Around Christmas last year, my mother bravely decided that she was able to face the room, setting herself the goal of discarding at least one full bag a day. I flew to Brisbane to help out. We were meticulous, considering each object to ensure that we weren’t accidentally disposing of a birth certificate or a bar of gold (which, my geologist father remarked before he died, was buried somewhere under the detritus).

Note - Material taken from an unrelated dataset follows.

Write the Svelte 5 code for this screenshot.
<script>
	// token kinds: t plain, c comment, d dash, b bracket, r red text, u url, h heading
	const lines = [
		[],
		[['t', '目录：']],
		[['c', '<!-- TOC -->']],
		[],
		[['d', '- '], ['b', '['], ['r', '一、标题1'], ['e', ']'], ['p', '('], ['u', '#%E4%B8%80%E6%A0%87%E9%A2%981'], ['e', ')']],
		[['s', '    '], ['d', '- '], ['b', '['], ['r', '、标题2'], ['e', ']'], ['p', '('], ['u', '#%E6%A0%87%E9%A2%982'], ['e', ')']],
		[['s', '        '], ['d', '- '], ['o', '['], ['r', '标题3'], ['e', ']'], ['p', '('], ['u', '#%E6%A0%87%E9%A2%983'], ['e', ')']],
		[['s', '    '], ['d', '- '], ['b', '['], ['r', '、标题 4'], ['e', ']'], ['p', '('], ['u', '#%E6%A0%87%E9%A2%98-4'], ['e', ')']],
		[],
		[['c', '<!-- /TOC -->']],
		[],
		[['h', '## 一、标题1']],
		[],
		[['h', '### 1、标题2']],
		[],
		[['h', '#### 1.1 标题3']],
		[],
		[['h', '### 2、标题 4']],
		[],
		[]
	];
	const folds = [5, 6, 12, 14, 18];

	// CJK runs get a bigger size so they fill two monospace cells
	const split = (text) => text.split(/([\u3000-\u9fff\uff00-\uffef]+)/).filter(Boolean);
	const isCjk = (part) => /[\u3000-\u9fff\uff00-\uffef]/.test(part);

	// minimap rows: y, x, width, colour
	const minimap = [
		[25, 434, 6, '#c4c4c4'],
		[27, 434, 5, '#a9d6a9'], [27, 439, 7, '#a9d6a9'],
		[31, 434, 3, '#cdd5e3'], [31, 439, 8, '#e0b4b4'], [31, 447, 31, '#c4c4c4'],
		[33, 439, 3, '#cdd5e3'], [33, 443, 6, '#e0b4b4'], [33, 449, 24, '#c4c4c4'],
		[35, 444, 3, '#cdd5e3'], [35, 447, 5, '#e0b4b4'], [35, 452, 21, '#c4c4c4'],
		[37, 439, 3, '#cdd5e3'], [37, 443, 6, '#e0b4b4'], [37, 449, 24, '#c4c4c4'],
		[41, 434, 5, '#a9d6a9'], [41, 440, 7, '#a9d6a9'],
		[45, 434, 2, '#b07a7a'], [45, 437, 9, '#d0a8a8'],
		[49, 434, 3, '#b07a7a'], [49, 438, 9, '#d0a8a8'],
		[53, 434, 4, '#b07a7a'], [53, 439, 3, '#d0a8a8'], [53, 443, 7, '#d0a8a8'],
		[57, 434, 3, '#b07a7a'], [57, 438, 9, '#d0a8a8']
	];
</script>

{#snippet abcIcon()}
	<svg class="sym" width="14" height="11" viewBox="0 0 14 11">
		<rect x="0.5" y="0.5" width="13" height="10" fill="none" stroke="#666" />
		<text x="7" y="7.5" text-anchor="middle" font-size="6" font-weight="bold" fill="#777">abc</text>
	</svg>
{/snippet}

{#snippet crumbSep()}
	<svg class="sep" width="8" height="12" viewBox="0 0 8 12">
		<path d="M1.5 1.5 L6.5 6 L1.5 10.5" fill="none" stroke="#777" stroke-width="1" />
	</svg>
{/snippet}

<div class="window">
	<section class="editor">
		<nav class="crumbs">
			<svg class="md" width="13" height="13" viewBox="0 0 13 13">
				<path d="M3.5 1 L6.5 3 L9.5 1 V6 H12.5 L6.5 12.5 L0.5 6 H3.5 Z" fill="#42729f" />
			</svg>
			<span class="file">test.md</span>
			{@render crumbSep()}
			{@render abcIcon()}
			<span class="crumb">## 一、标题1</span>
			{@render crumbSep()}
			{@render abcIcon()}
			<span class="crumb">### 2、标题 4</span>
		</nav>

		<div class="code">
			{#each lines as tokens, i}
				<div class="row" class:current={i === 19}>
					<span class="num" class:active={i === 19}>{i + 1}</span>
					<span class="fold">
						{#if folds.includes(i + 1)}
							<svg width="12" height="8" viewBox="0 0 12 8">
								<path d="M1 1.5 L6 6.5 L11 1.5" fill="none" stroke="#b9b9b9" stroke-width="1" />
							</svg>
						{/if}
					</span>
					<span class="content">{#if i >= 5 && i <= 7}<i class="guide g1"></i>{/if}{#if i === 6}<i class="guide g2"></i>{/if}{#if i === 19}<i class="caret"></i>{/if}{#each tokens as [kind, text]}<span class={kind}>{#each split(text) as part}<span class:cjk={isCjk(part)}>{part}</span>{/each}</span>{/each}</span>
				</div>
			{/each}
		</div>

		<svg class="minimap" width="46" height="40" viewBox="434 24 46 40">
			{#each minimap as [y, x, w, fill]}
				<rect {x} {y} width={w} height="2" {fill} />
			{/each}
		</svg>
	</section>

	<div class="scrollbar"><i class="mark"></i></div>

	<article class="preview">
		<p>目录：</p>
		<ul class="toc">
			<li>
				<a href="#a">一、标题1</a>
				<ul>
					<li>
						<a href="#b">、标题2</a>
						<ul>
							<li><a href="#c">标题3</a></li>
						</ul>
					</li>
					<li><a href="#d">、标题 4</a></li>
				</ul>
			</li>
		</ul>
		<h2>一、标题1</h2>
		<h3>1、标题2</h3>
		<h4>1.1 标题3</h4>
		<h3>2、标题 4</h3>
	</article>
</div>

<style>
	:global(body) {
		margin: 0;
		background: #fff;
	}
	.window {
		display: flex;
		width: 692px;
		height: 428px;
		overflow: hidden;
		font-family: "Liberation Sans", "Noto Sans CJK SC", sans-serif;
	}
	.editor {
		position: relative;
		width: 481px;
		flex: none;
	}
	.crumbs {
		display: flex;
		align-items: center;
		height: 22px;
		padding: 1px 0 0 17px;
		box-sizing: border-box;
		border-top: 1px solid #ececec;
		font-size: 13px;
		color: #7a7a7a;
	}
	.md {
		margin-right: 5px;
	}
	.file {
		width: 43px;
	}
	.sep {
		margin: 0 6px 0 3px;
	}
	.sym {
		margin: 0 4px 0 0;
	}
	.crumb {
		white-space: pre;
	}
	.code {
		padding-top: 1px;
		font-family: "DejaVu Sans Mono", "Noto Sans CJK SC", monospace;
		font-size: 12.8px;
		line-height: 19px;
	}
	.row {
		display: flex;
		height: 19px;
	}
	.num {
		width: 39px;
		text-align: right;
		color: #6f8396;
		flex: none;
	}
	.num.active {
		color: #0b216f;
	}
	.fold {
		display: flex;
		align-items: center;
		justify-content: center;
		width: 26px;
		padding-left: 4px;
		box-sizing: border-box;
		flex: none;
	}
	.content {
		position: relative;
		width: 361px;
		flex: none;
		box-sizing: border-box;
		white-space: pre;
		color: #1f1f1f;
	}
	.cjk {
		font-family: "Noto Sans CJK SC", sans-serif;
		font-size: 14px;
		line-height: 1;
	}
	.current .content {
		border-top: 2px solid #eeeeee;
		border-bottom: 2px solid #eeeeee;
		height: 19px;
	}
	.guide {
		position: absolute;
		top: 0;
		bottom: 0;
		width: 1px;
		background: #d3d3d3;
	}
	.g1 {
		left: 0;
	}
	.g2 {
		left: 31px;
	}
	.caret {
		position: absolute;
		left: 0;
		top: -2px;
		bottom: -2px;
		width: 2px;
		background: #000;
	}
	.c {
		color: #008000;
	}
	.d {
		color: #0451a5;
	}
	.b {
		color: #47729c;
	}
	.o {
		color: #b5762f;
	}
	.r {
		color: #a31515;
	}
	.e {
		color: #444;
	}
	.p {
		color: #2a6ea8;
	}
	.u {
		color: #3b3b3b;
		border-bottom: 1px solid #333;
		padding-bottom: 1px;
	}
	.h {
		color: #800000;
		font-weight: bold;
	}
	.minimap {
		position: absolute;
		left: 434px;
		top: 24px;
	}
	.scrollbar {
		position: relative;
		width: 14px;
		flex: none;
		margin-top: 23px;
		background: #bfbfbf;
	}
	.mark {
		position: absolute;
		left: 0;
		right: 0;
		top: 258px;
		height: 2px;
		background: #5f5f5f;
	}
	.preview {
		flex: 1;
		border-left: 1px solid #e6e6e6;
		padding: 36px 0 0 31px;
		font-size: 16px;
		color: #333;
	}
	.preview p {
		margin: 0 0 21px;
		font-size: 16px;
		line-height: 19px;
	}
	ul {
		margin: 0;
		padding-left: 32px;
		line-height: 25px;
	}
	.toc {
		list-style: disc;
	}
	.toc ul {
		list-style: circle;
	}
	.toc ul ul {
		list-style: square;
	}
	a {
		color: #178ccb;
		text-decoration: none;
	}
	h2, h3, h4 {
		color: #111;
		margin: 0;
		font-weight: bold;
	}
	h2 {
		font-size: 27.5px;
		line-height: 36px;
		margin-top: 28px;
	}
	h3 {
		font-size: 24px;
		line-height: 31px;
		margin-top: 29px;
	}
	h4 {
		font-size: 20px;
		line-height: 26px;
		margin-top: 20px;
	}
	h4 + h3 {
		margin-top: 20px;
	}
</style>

The cleaning took on a ritualistic aspect, whereby we separated the small number of things we intended to keep, from the recycling, from the rubbish, from the documents that had to be shredded. As we worked, material kept for its contemporary relevance but now decades old took on a kind of archaeological charm: an Ansett timetable; a how-to-vote card explaining “How to re-elect the Hawke government”; a Sunday Telegraph declaring “Thatcherism crumbling”; a yellowing brochure advertising the opening of Stockland Nathan Plaza, “Townsville’s Largest Most Exciting Shopping Centre”. Other objects presented as melancholy gestures towards an unlived life: a French translation of Kant’s Critique of Pure Reason; bags and bags of stamps awaiting sorting; magazines unremoved from the plastic in which they had been delivered. And then there were the many hundreds of notebooks, filled with writing. It’s hard to shake the belief that they contain my father’s soul.

Such accumulation is, in a sense, a barricade erected to stave off loss. This strategy entails several ironies, not least that by keeping everything it becomes impossible to find anything. And sitting in the office of the father I love, consigning so many of his possessions to the bin, my resentment originated from that irrational, infantile core, anger that he had managed to preserve everything except for what I wanted most: him.

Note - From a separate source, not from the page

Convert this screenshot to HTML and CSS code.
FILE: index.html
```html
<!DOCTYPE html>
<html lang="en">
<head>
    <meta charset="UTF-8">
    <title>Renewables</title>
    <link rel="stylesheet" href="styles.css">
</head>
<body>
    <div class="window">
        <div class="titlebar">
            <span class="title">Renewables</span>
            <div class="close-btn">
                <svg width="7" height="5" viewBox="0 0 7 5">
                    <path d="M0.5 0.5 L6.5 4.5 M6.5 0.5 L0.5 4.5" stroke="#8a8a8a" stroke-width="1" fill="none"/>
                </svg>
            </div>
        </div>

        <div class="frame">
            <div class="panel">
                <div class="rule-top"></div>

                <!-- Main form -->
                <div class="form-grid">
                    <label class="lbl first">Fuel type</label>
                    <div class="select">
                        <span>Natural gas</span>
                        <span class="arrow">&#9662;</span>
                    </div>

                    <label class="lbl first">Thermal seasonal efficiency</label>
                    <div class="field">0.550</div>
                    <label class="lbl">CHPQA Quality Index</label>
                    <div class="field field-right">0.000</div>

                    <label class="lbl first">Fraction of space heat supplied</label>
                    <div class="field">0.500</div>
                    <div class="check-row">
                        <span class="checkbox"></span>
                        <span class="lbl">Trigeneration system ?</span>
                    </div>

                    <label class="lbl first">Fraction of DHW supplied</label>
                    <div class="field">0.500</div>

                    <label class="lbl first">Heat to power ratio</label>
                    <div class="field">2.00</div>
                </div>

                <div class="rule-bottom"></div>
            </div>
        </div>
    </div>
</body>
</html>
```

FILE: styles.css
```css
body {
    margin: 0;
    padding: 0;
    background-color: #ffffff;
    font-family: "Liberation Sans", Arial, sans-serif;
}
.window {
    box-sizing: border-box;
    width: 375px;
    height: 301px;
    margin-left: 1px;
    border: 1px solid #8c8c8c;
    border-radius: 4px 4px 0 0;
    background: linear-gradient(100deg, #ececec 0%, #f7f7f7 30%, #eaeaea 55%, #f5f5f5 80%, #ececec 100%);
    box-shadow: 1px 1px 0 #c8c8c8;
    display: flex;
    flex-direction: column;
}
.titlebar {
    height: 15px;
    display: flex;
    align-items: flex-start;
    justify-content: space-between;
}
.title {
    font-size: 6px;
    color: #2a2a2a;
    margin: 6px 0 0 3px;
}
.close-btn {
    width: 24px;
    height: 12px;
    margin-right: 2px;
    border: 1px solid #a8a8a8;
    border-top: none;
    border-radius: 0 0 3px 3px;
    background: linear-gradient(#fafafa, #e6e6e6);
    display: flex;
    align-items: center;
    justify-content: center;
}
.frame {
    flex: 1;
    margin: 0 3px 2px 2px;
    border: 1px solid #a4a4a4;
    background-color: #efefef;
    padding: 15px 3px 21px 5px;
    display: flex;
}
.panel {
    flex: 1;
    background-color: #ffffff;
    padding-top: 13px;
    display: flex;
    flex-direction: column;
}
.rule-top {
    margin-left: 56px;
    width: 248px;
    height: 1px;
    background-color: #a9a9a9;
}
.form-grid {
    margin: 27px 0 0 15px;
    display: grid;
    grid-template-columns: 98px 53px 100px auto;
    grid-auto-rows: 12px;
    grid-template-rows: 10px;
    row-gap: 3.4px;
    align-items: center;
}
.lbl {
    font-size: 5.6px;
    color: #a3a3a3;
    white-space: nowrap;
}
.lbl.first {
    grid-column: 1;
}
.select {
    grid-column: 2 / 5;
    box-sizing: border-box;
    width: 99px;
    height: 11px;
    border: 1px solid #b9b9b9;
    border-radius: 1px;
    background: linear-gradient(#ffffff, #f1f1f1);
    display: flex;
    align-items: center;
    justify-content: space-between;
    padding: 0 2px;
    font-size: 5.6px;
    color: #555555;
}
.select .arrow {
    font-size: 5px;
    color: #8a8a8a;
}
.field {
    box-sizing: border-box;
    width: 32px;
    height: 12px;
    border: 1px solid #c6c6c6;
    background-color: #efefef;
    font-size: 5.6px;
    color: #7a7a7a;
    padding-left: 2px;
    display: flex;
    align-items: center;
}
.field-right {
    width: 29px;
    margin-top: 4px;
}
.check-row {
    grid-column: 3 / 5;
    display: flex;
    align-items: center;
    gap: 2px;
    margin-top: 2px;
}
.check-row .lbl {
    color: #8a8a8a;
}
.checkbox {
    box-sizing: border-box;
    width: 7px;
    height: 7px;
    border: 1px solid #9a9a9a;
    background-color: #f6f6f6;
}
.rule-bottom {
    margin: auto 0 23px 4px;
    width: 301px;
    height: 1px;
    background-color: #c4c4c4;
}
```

My father possessed a voracious intellect, was astoundingly quick-witted and movingly kind. He trained and worked as a geologist, a taxi driver and a translator, reading Don Quixote in Spanish and Proust in French. Every facet of life fascinated him and every manifestation of his general fascination was a virtue, with one notable exception: a desire to gather as much of the world as possible into his custody.

I am sympathetic to the view that every object is a marvel. Any piece of furniture, book, magazine, fork, poster, roll of paper towels, if glimpsed from the right angle, gestures towards the miracle of its invention and the anticipation of a future in which it will be used, appreciated. But my father would have needed to out-age Methuselah in order to simply read the books he owned, and would have undoubtedly used such a lifespan to collect too many more.

Discarding may entail an admission of the inevitability of death but it can also account for the precious fragility of life. To accept that an object will have no future use is to accept that our time is limited, and that we must decide how best to spend the little that we have. We are not obliged to treasure something just because a loved one treasured it. We are better served by looking less to what they owned or wore or touched, and more to who they were.

Aware of the absurdity of the monument he had created, my father wrote annotations on his office doorframe, so numerous that they crept up to the ceiling and on to the wall. Two stand out. The first, “To discard: to admit failure” is a joke, but it is a bitter one. While cleaning his room, unable to do so with his permission – the thing we want most from the dead – I try to find the beauty in acknowledging that the majesty of material things, of people too, persists, whether we have them or not. I often think, happily, about another of my father’s doorframe notes, scribbled in fading ink: “Life is too full of richness and beauty.” About this he was right.